Мы пришли к камере для трансфера и встретились с ответственными надзирателями, после чего сверились с центром, чтобы получить добро на трансфер. Деррик провел заключенного через все стадии досмотра — ему нравился контроль, а мне было все равно.
Я проверил комбинезон мужчины, и как только все было готово, мы надели на него наручники и повели к лазарету.
Заключенный много раз кашлял, не разжимая губ, и его грудь сотрясали-таки приступы кашля, что даже я догадывался — пневмония вовсе не отступила, а ведь я далеко не доктор. Он выглядел бледным и вялым, несколько раз спотыкался в ножных оковах и замедлял нас.
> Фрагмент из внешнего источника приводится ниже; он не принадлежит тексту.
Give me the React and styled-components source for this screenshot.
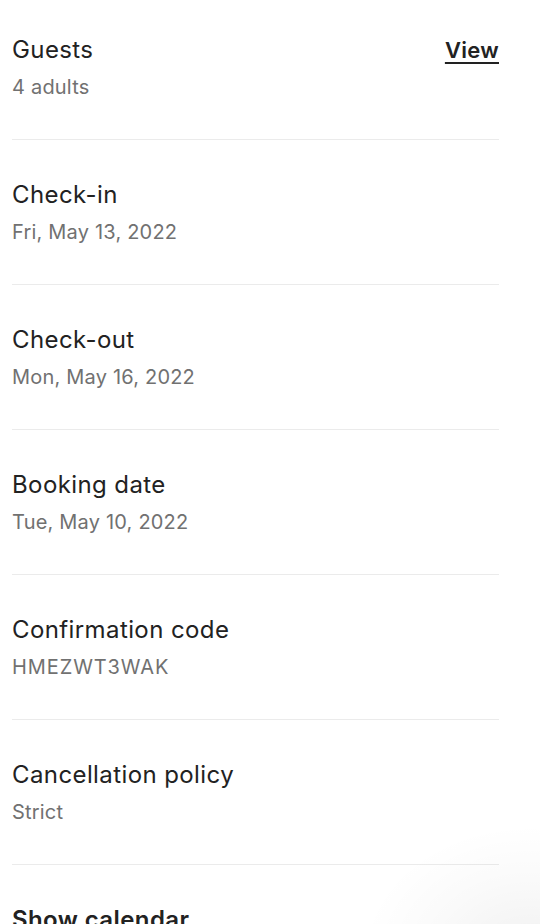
import styled, { createGlobalStyle } from "styled-components"

const GlobalStyle = createGlobalStyle`
  html, body {
    margin: 0;
    padding: 0;
    background: #ffffff;
    overflow: hidden;
  }
  body {
    font-family: Inter, "Noto Sans", "Liberation Sans", sans-serif;
    color: #222222;
    -webkit-font-smoothing: antialiased;
  }
`

const Page = styled.div`
  position: relative;
  width: 540px;
  height: 924px;
  overflow: hidden;
  padding: 0 41px 0 12px;
  box-sizing: border-box;
`

const List = styled.div`
  display: flex;
  flex-direction: column;
`

const Section = styled.div`
  display: flex;
  justify-content: space-between;
  align-items: flex-start;
  padding: ${(p) => (p.$first ? "36px" : "41px")} 0 39px;
  border-bottom: ${(p) => (p.$last ? "none" : "1px solid #ebebeb")};
`

const Info = styled.div`
  display: flex;
  flex-direction: column;
  gap: 10px;
`

const Title = styled.div`
  font-size: 24px;
  line-height: 28px;
  letter-spacing: 0.4px;
  font-weight: ${(p) => (p.$bold ? 600 : 400)};
  color: #222222;
`

const Value = styled.div`
  font-size: 20px;
  line-height: 26px;
  letter-spacing: ${(p) => (p.$code ? "0.9px" : "0.2px")};
  color: #717171;
`

const ViewLink = styled.a`
  font-size: 22px;
  line-height: 28px;
  font-weight: 600;
  letter-spacing: 0.3px;
  color: #222222;
  text-decoration: underline;
  text-underline-offset: 4px;
  text-decoration-thickness: 2px;
  cursor: pointer;
`

// soft shadow from a floating control just below the fold
const CornerShadow = styled.div`
  position: absolute;
  right: -160px;
  bottom: -170px;
  width: 340px;
  height: 270px;
  border-radius: 50%;
  background: radial-gradient(
    closest-side,
    rgba(0, 0, 0, 0.06),
    rgba(0, 0, 0, 0.02) 60%,
    rgba(0, 0, 0, 0)
  );
  pointer-events: none;
`

const details = [
  { label: "Guests", value: "4 adults", action: "View" },
  { label: "Check-in", value: "Fri, May 13, 2022" },
  { label: "Check-out", value: "Mon, May 16, 2022" },
  { label: "Booking date", value: "Tue, May 10, 2022" },
  { label: "Confirmation code", value: "HMEZWT3WAK", code: true },
  { label: "Cancellation policy", value: "Strict" },
]

export default function App() {
  return (
    <>
      <GlobalStyle />
      <Page>
        <List>
          {details.map((item, i) => (
            <Section key={item.label} $first={i === 0}>
              <Info>
                <Title>{item.label}</Title>
                <Value $code={item.code}>{item.value}</Value>
              </Info>
              {item.action && <ViewLink>{item.action}</ViewLink>}
            </Section>
          ))}
          <Section $last>
            <Title $bold>Show calendar</Title>
          </Section>
        </List>
        <CornerShadow />
      </Page>
    </>
  )
}
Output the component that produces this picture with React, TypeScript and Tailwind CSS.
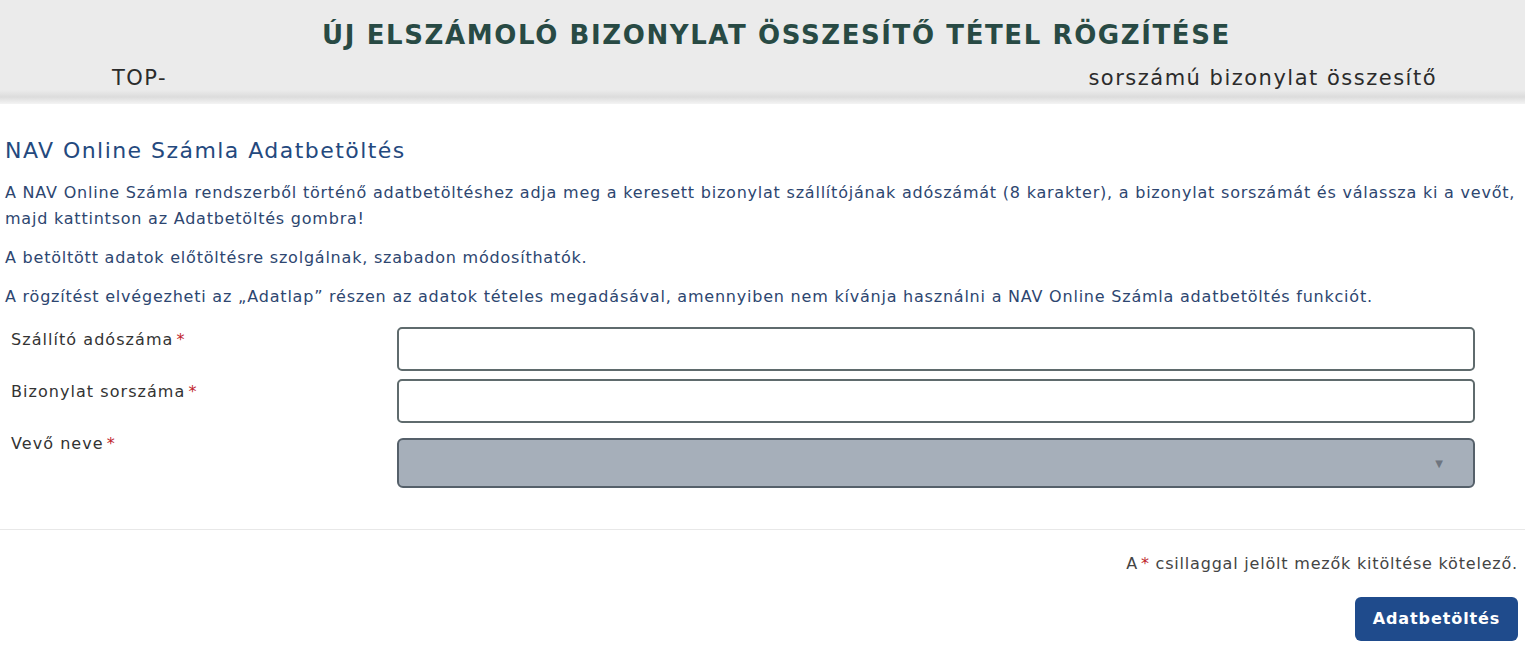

— Ты нормально себя чувствуешь, приятель? — спросил я, когда нам пришлось помедлить, чтобы он справился с ожесточенным приступом кашля.
Он согнулся пополам, едва не выкашливая свои легкие, но нам приходилось сохранять бдительность, поскольку заключенные славились умением быстро напасть и использовать ситуацию себе на руку, если думали, что мы расслабились.
— Чувствую себя дерьмом. Может, если бы они не тянули так долго с лекарствами, мне бы не было так плохо.
Жалобы о болезнях заключенных нередко игнорировались. Многие притворялись, чтобы получить ненужный визит в лазарет. Чаще всего заключенному надо было находиться на пороге смерти, чтобы его услышали и отвели к доктору. Еще один изъян системы. Еще один пример дурного обращения с людьми за решетками.
Многие умирали из-за того, что их болезни вроде пневмонии или рака не лечили, хотя им можно было помочь.
Мы пошли дальше, довели пациента до доктора и стояли на страже, пока у скованного заключенного взяли несколько анализов и осмотрели. Ожидалось, что мы отведем его обратно в камеру после осмотра.
— Мне придется на какое-то время оставить его здесь, джентльмены. Ему нужна капельница с антибиотиками.
Мы помогли с трансфером в охраняемое крыло лазарета и приковали переведенного пациента к кровати. Его серый цвет кожи и впалые щеки не прибавляли его образу опасности, но даже с физическими признаками его ослабленного состояния мы сохраняли бдительность.